Here’s how that works:
A random number generator is a computer program that cycles through a set of numbers, thousands of times per second. When you push the spin button or pull the lever on a modern slot machine, it stops at whatever number it’s on at that nanosecond. That determines the results you see on the reels.
The spinning is just for effect, in fact. The outcome is determined long before the reels stop spinning.
The reels have symbols on them. The combinations of those symbols determine how much you get paid out. The game is designed so that the house has a mathematical edge over time, though.
Here’s how the house edge works:
The casino and the slot machine designers know what the probability is of getting a certain combination of symbols. They set the payoffs for those combinations in such a way that the casino makes a tiny profit.
You might have a 50 to 1 chance of getting a particular set of symbols. That combination might pay off at 45 to 1.
When you hit that combination, you win money, but over the long run, you’ll lose more often than you’ll win.
We’ll discuss the math behind these games in more detail elsewhere on this page and elsewhere on the site.
You’ll usually hear the term “annuity” discussed when talking about lottery winners or when talking about retirement instruments. It’s just a fancy word for a financial instrument that pays out a certain amount of money over a period of time. It comes up when talking about slot machines because of the size of progressive jackpots.
Here’s how a common annuity might work:
You win $1 million on a progressive slot machine. You have the option to take out a cash payment of $750,000, or you can choose an annuity of $25,000 a year for the next 40 years.
Even though you get a million dollars with the annuity option, the cash payment is the better option.
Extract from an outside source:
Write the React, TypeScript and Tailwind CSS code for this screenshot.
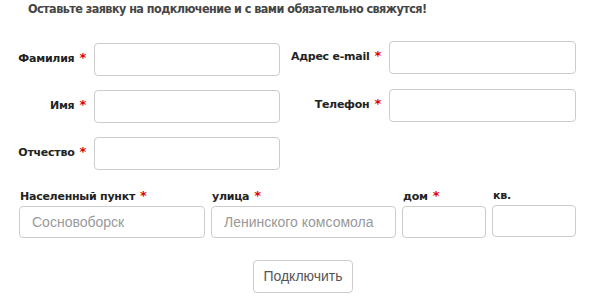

That’s because of the time value of money. Over 40 years, with wise investing and budgeting, $750,000 will be worth more than $1 million.
There are several companies which take advantage of gamblers who have gotten an annuity through the lottery or a progressive jackpot win.
Here’s what happens:
A player wins a million dollars and takes the annuity. Since the player won a life-changing jackpot, she starts changing her lifestyle. She loans people money. She moves into a bigger house. She buys a nicer car.
But $25,000 a year isn’t a lot of money. It doesn’t take long for someone who doesn’t have experience managing money to run through their available cash really fast.
When they do, they start looking for ways to get out of debt.
Enter these companies who buy annuities.
They’re experts at buying annuities for pennies on the dollar. They might come in and offer someone $150,000 for the annuity that’s paying $25,000 a year. This might look like a godsend to someone who’s in over their head with debts because of lifestyle changes.
But for the company buying the annuity, the return on investment is huge. They’ll have paid off the $150,000 in 6 years with the money from the annuity. The rest of the money is pure profit.
Some companies even buy and sell annuities to each other at a profit.
Hit frequency refers to how often a slot machine hits a winning combination. The concept is related to the house edge and the payback percentage, but it’s not the same thing.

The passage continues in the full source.